千葉ともこの『火輪の翼』は、デビュー作『震雷の人』から始まる“安史の乱”3部作の完結篇。主人公が力士を目指す娘というのに驚いたが、よく考えたら前2作でも女性が躍動していた。ここに作者の狙いのひとつがある。波乱に富んだストーリーと、その中から浮かび上がる主人公たちの想いも、見事に描き切っている。中国歴史小説の新たな書き手として、おおいに注目したい。
京極夏彦の『了巷説百物語』は、作者が愛する「妖怪」と「必殺」を組み合わせた、シリーズの完結篇。老中首座・水野忠邦の改革を巡り、ラストを飾るに相応しいドラマが描かれている。御行の又市を始めとする、お馴染みの面々と、これでお別れかと思えば寂しい。でも、きちんと完結してよかった。なお作者は今年、本書の他にも、『狐花 葉不見冥府路行』『 病葉草紙 』を刊行。京極時代小説のファンにとっては、嬉しい年となった。
今村翔吾の『海を破る者』は、没落した名門の当主が元寇に立ち向かう。主人公の河野六郎通有は、一族の内紛により凋落した伊予の名門の当主だ。その彼の脇に、高麗人と西域出身の男女の元奴隷を配しているのが今村流。この異国人の存在を絡めて、なぜ人は人と争うのか、どうすれば分かり合えるのかという問いが、何度も繰り返される。終盤の六郎の行動は、その問いに対する答えであり、作者の理想が託されているのだ。
吉森大祐の『茨鬼 悪名奉行茨木理兵衛』は、津藩藤堂家の藩政改革をまかされた茨木理兵衛が主人公。財政再建の秘策を実行しようとするが、それにより大騒動が起こる。本気で抜本的な藩政改革をしようとした先覚者なのか、いたずらに理想に走り藩を混乱させただけなのか。理兵衛の評価は現在でも定かではない。そのような扱いの難しい人物に果敢に挑み、重厚な歴史小説に仕立てた、作者の力量を高く評価したいのである。
伊吹亜門の『帝国妖人伝』は、近代史を背景にした連作ミステリー。山田風太郎にオマージュを捧げた作品でもある。今年は時代ミステリーの当たり年といいたくなるほど優れた作品が多かった。その中で本書を選んだのは、私好みの内容だったからだ。売れない作家を狂言回しにして、各話ごとに別々の実在人物が探偵役を務める。面白い趣向だが、後半になって、さらなる深い企みがあったことが判明。これが凄かった。

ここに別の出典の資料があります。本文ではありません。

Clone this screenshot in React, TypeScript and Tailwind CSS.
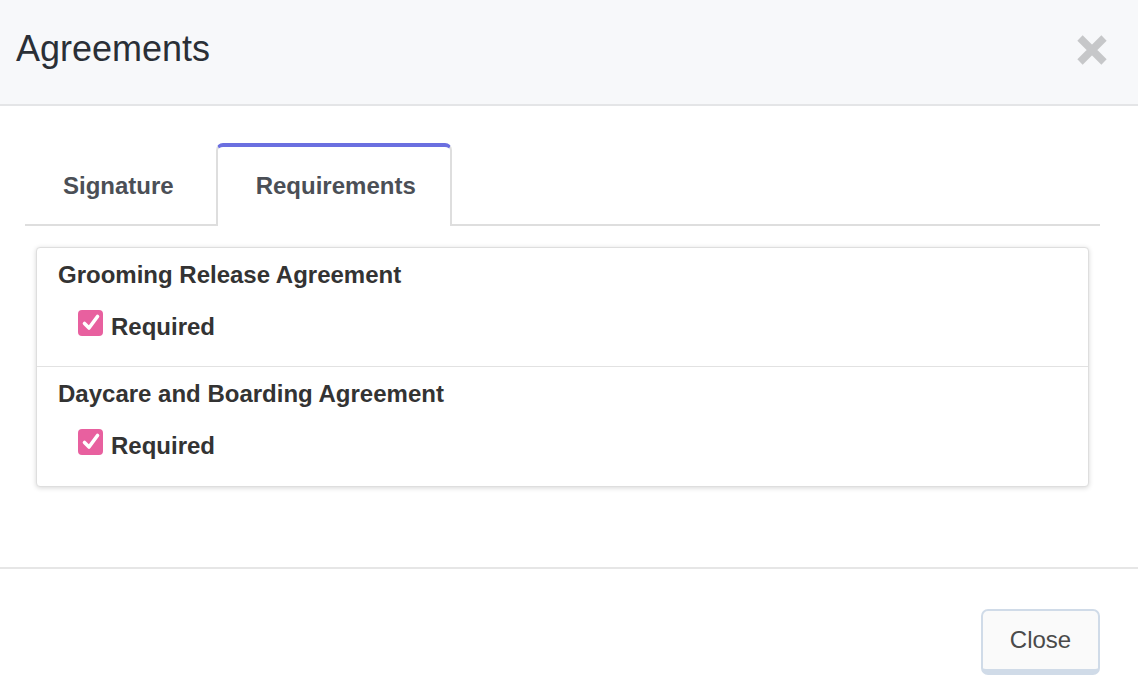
import React from "react";

const rows = ["Grooming Release Agreement", "Daycare and Boarding Agreement"];

const CloseIcon = () => (
  <svg width="32" height="32" viewBox="0 0 32 32" className="block">
    <path d="M4 4 L28 28 M28 4 L4 28" stroke="#c6c7c9" strokeWidth="7.5" strokeLinecap="butt" />
  </svg>
);

const CheckBox = () => (
  <span className="flex h-[26px] w-[25px] shrink-0 items-center justify-center rounded-[4px] bg-[#e8609f]">
    <svg width="20" height="20" viewBox="0 0 20 20">
      <path d="M3.5 10.5 L8 15 L16.5 3.5" fill="none" stroke="white" strokeWidth="3.6" strokeLinecap="round" strokeLinejoin="round" />
    </svg>
  </span>
);

export default function App() {
  return (
    <div className="flex h-[700px] w-full flex-col overflow-hidden bg-white font-['Liberation_Sans',Arial,sans-serif]">
      {/* header */}
      <div className="flex h-[106px] shrink-0 items-start justify-between border-b-2 border-[#e4e5e7] bg-[#f7f8fa] pl-4 pr-[30px] pt-[31px]">
        <h1 className="text-[36px] leading-[36px] text-[#2a2f36]">Agreements</h1>
        <button className="mt-[3px]">
          <CloseIcon />
        </button>
      </div>

      {/* body */}
      <div className="pl-[25px] pr-[38px] pt-[37px]">
        <div className="flex border-b-2 border-[#dedede]">
          <div className="flex h-[81px] items-center border-x-2 border-t-4 border-transparent pl-[36px] pr-[40px] text-[24px] font-bold text-[#4b4f56]">
            Signature
          </div>
          <div className="-mb-[2px] flex h-[83px] items-center rounded-t-[7px] border-x-2 border-t-4 border-x-[#dedede] border-t-[#6b6fe0] bg-white pb-[2px] pl-[38px] pr-[34px] text-[24px] font-bold text-[#4b4f56]">
            Requirements
          </div>
        </div>

        <div className="mx-[11px] mt-[21px] rounded-[4px] border border-[#dedede] bg-white shadow-[0_1px_5px_rgba(0,0,0,0.16)]">
          {rows.map((title, i) => (
            <div
              key={title}
              className={`h-[119px] pl-[21px] pt-[15px] ${i === 0 ? "border-b border-[#e2e2e2]" : ""}`}
            >
              <div className="text-[24px] font-bold leading-[24px] text-[#333333]">{title}</div>
              <div className="ml-[20px] mt-[23px] flex items-start gap-[8px]">
                <CheckBox />
                <span className="mt-[5px] text-[24px] font-bold leading-[24px] text-[#333333]">Required</span>
              </div>
            </div>
          ))}
        </div>
      </div>

      {/* footer */}
      <div className="mt-[80px] border-t-2 border-[#e6e6e6] pr-[38px] pt-[40px]">
        <div className="flex justify-end">
          <button className="h-[66px] w-[119px] rounded-[7px] border-2 border-b-[6px] border-[#d0dbe8] bg-[#fafafa] text-[24px] text-[#4a4a4a]">
            Close
          </button>
        </div>
      </div>
    </div>
  );
}
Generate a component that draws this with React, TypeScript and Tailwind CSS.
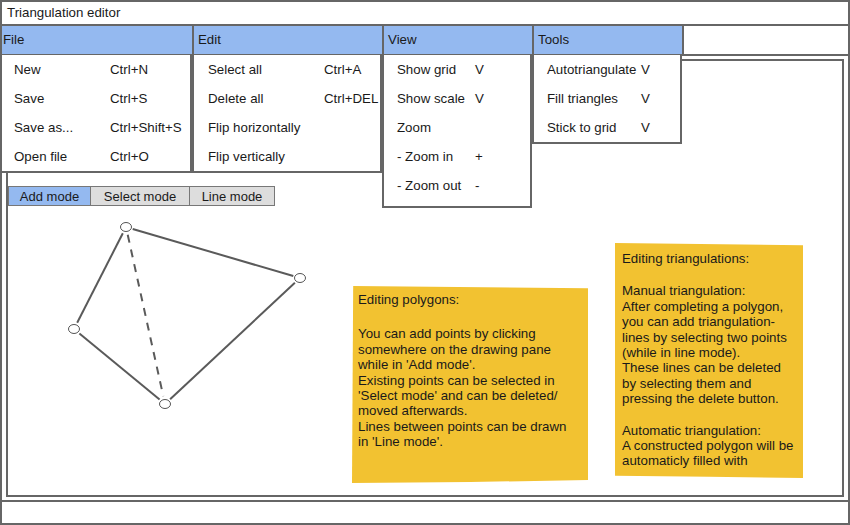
import React from "react";

type Item = { label: string; key?: string };

type Menu = {
    title: string;
    width: string;
    titlePad: string;
    itemPad: string;
    labelWidth: string;
    extra?: string;
    items: Item[];
};

const menus: Menu[] = [
    {
        title: "File",
        width: "w-[192px]",
        titlePad: "pl-[1px]",
        itemPad: "pl-[12px]",
        labelWidth: "w-[96px]",
        items: [
            { label: "New", key: "Ctrl+N" },
            { label: "Save", key: "Ctrl+S" },
            { label: "Save as...", key: "Ctrl+Shift+S" },
            { label: "Open file", key: "Ctrl+O" },
        ],
    },
    {
        title: "Edit",
        width: "w-[190px]",
        titlePad: "pl-[4px]",
        itemPad: "pl-[14px]",
        labelWidth: "w-[116px]",
        items: [
            { label: "Select all", key: "Ctrl+A" },
            { label: "Delete all", key: "Ctrl+DEL" },
            { label: "Flip horizontally" },
            { label: "Flip vertically" },
        ],
    },
    {
        title: "View",
        width: "w-[150px]",
        titlePad: "pl-[4px]",
        itemPad: "pl-[13px]",
        labelWidth: "w-[78px]",
        extra: "pb-[6px]",
        items: [
            { label: "Show grid", key: "V" },
            { label: "Show scale", key: "V" },
            { label: "Zoom" },
            { label: "- Zoom in", key: "+" },
            { label: "- Zoom out", key: "-" },
        ],
    },
    {
        title: "Tools",
        width: "w-[150px]",
        titlePad: "pl-[4px]",
        itemPad: "pl-[13px]",
        labelWidth: "w-[94px]",
        items: [
            { label: "Autotriangulate", key: "V" },
            { label: "Fill triangles", key: "V" },
            { label: "Stick to grid", key: "V" },
        ],
    },
];

// polygon points, relative to the drawing pane
const pts = [
    { x: 118, y: 166 },
    { x: 292, y: 217 },
    { x: 157, y: 343 },
    { x: 66, y: 268 },
];

// shorten a segment so it stops at the ellipse edges
function seg(a: { x: number; y: number }, b: { x: number; y: number }, pad = 7) {
    const dx = b.x - a.x;
    const dy = b.y - a.y;
    const len = Math.hypot(dx, dy);
    const ux = dx / len;
    const uy = dy / len;
    return { x1: a.x + ux * pad, y1: a.y + uy * pad, x2: b.x - ux * pad, y2: b.y - uy * pad };
}

function MenuBox({ menu }: { menu: Menu }) {
    return (
        <div className={`relative ${menu.width} h-full shrink-0 border-r-2 border-[#666] bg-[#94b9f0] flex items-center ${menu.titlePad}`}>
            <span>{menu.title}</span>
            <div className={`absolute left-[-2px] top-[29px] w-[calc(100%+2px)] z-10 bg-white border-2 border-t-0 border-[#666] ${menu.extra ?? ""}`}>
                {menu.items.map((it) => (
                    <div key={it.label} className={`flex items-center h-[29px] ${menu.itemPad}`}>
                        <span className={`${menu.labelWidth} shrink-0 whitespace-nowrap`}>{it.label}</span>
                        {it.key && <span className="whitespace-nowrap">{it.key}</span>}
                    </div>
                ))}
            </div>
        </div>
    );
}

export default function App() {
    return (
        <div
            className="w-[850px] h-[525px] bg-white border-2 border-[#666] flex flex-col text-[13.3px] text-[#1a1a1a] overflow-hidden"
            style={{ fontFamily: '"Liberation Sans", Arial, sans-serif' }}
        >
            {/* Title */}
            <div className="h-[24px] shrink-0 border-b-2 border-[#666] flex items-center pl-[5px]">
                Triangulation editor
            </div>

            {/* Menu bar */}
            <div className="relative z-10 h-[30px] shrink-0 border-b-2 border-[#666] flex">
                {menus.map((m) => (
                    <MenuBox key={m.title} menu={m} />
                ))}
            </div>

            {/* Drawing area */}
            <div className="flex-1 px-[4px] pt-[3px] pb-[3px] flex">
                <div className="relative flex-1 border-2 border-[#666]">
                    <div className="pt-[125px] flex">
                        <div className="flex h-[20px] border border-[#777] text-[13px]">
                            <button className="w-[82px] bg-[#94b9f0] border-r border-[#777]">Add mode</button>
                            <button className="w-[99px] bg-[#ddd] border-r border-[#777]">Select mode</button>
                            <button className="w-[84px] bg-[#ddd]">Line mode</button>
                        </div>
                    </div>

                    <svg className="absolute inset-0" width="100%" height="100%">
                        {[[0, 1], [1, 2], [2, 3], [3, 0]].map(([a, b]) => {
                            const s = seg(pts[a], pts[b]);
                            return <line key={`${a}${b}`} {...s} stroke="#5a5a5a" strokeWidth={2} />;
                        })}
                        <line {...seg(pts[0], pts[2], 8)} stroke="#5a5a5a" strokeWidth={2} strokeDasharray="8 7" />
                        {pts.map((p, i) => (
                            <ellipse key={i} cx={p.x} cy={p.y} rx={5.5} ry={4.5} fill="white" stroke="#555" strokeWidth={1} />
                        ))}
                    </svg>

                    {/* Sticky notes */}
                    <div className="absolute left-[344px] top-[225px] w-[236px] h-[197px] bg-[#f2c231] pl-[6px] pt-[6px] text-[13.3px] leading-[15.4px] [clip-path:polygon(0.5%_0,100%_1.2%,100%_98.5%,50%_99.5%,0_100%)]">
                        <p>Editing polygons:</p>
                        <p className="mt-[19px] whitespace-pre-line">
                            {"You can add points by clicking\nsomewhere on the drawing pane\nwhile in 'Add mode'.\nExisting points can be selected in\n'Select mode' and can be deleted/\nmoved afterwards.\nLines between points can be drawn\nin 'Line mode'."}
                        </p>
                    </div>

                    <div className="absolute left-[607px] top-[182px] w-[188px] h-[235px] bg-[#f2c231] pl-[7px] pt-[8px] text-[13.3px] leading-[15.4px] [clip-path:polygon(0_0,100%_1%,100%_100%,50%_99.5%,0_99%)]">
                        <p>Editing triangulations:</p>
                        <p className="mt-[17px] whitespace-pre-line">
                            {"Manual triangulation:\nAfter completing a polygon,\nyou can add triangulation-\nlines by selecting two points\n(while in line mode).\nThese lines can be deleted\nby selecting them and\npressing the delete button."}
                        </p>
                        <p className="mt-[16px] whitespace-pre-line">
                            {"Automatic triangulation:\nA constructed polygon will be\nautomaticly filled with"}
                        </p>
                    </div>
                </div>
            </div>

            {/* Status bar */}
            <div className="h-[23px] shrink-0 border-t-2 border-[#666]" />
        </div>
    );
}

野上大樹の『ソコレの最終便』は、終戦間際の満洲を舞台にした鉄道冒険小説。特命を受けた101装甲列車隊が、国境付近の駅で立ち往生した巨大列車砲を回収し、2000キロの彼方にある大連港を目指す。製造から20年が経つ老ソコレ(装甲列車)に主人公たちが乗りこむなど、作者は冒険小説のツボをしっかり押さえている。活劇の魅力の他に、戦争の悲惨さと人間の愚かさも掘り下げられており、読み味は重厚である。
永嶋恵美の『檜垣澤家の炎上』は、作者の新境地といっていい。明治末期から大正を背景に、横浜の山手にある豪商・檜垣澤家に引き取られた少女を主人公にした、波乱万丈のドラマである。ヒロインの高木かな子は、檜垣澤家の当主と妾の母の間に生まれた娘。七歳で檜垣澤家に引き取られた彼女の、まるでサバイバルのような日常と、したたかな成長に夢中になった。ミステリーの要素もあり、リーダビリティは最強だ。